How small can "spanning sumsets" of $[n]$ be? Let $[n]$ denote the natural numbers $1$ through $n$. Let's say a subset $X \subset [n]$ is a spanning sumset if $\{x+y: x,y \in X\} = [n] \setminus \{1\}$. I'm interested in studying spanning sumsets of minimal possible size. In particular, is there either an asymptotic or exact expression for the minimal size of a spanning sumset? Is there an algorithm which can be used to find them? Or, in general, some sort of characterization? 
One simple observation is that $\{x+y: x,y \in X\}$ has at most $\frac{|X|(|X|+1)}{2}$ distinct sums, and if $\frac{|X|(|X|+1)}{2} \geq n-1$, then $|X| = \Omega(\sqrt{n})$. Can this lower bound be attained, however? That is to say, for general $n$ can we find a spanning sumset of size $\Theta(\sqrt{n})$? Or even just $o(n)$? 
 A: You are looking for finite additive bases. The maximum $n$ for given basis size is A001212, where you will find pointers to literature. One algorithm for finding such bases is by Challis (1993).
Exact expressions are not known (except for small instances), but there are asymptotic upper and lower bounds. Yu showed in 2015 that asymptotically $n/k^2 \le 0.4585$ (where $k$ is the basis cardinality), and I showed in 2017 that there are arbitrarily large bases with $n/k^2 \ge 0.2891$. So the truth is somewhere between Yu and me.
Bibliography
Challis, M. F., Two new techniques for computing extremal (h)-bases (A_ k), Comput.
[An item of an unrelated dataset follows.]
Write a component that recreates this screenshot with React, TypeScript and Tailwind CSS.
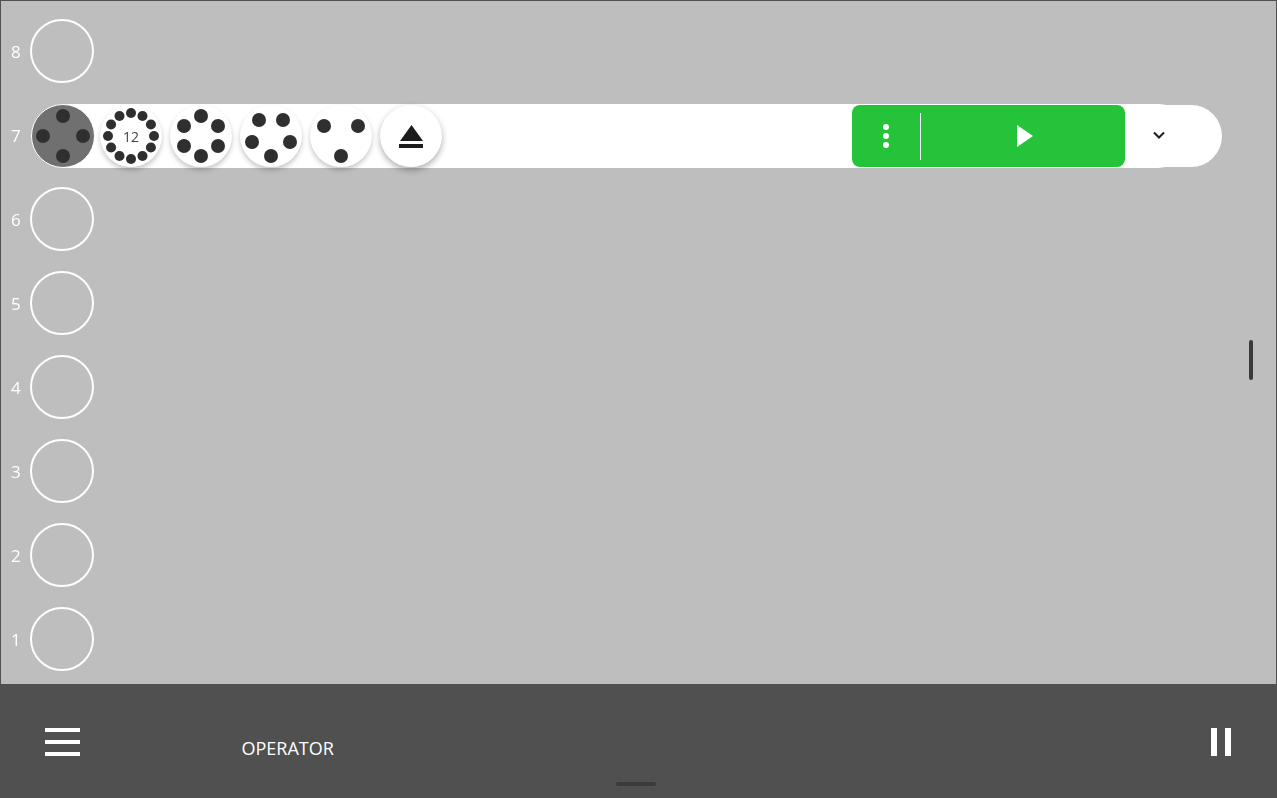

J. 36, No. 2, 117-126 (1993). ZBL0774.11008.
Kohonen, Jukka, An improved lower bound for finite additive 2-bases, J. Number Theory 174, 518-524 (2017). ZBL1359.11013.
Yu, Gang, A new upper bound for finite additive (h)-bases, J. Number Theory 156, 95-104 (2015). ZBL1395.11028.
A: Let $S_k=\{1,2,3,...,k,2k,3k,4k,...,(k-1)k\}$. 
Then $S_k$ is a spanning set for $[k^2]$.
For a given $n$ if we let $k=\lceil \sqrt{n} \rceil$, then $S_k$ will be a spanning set of $[n]$ with size $2k-2\approx 2\sqrt{n}$.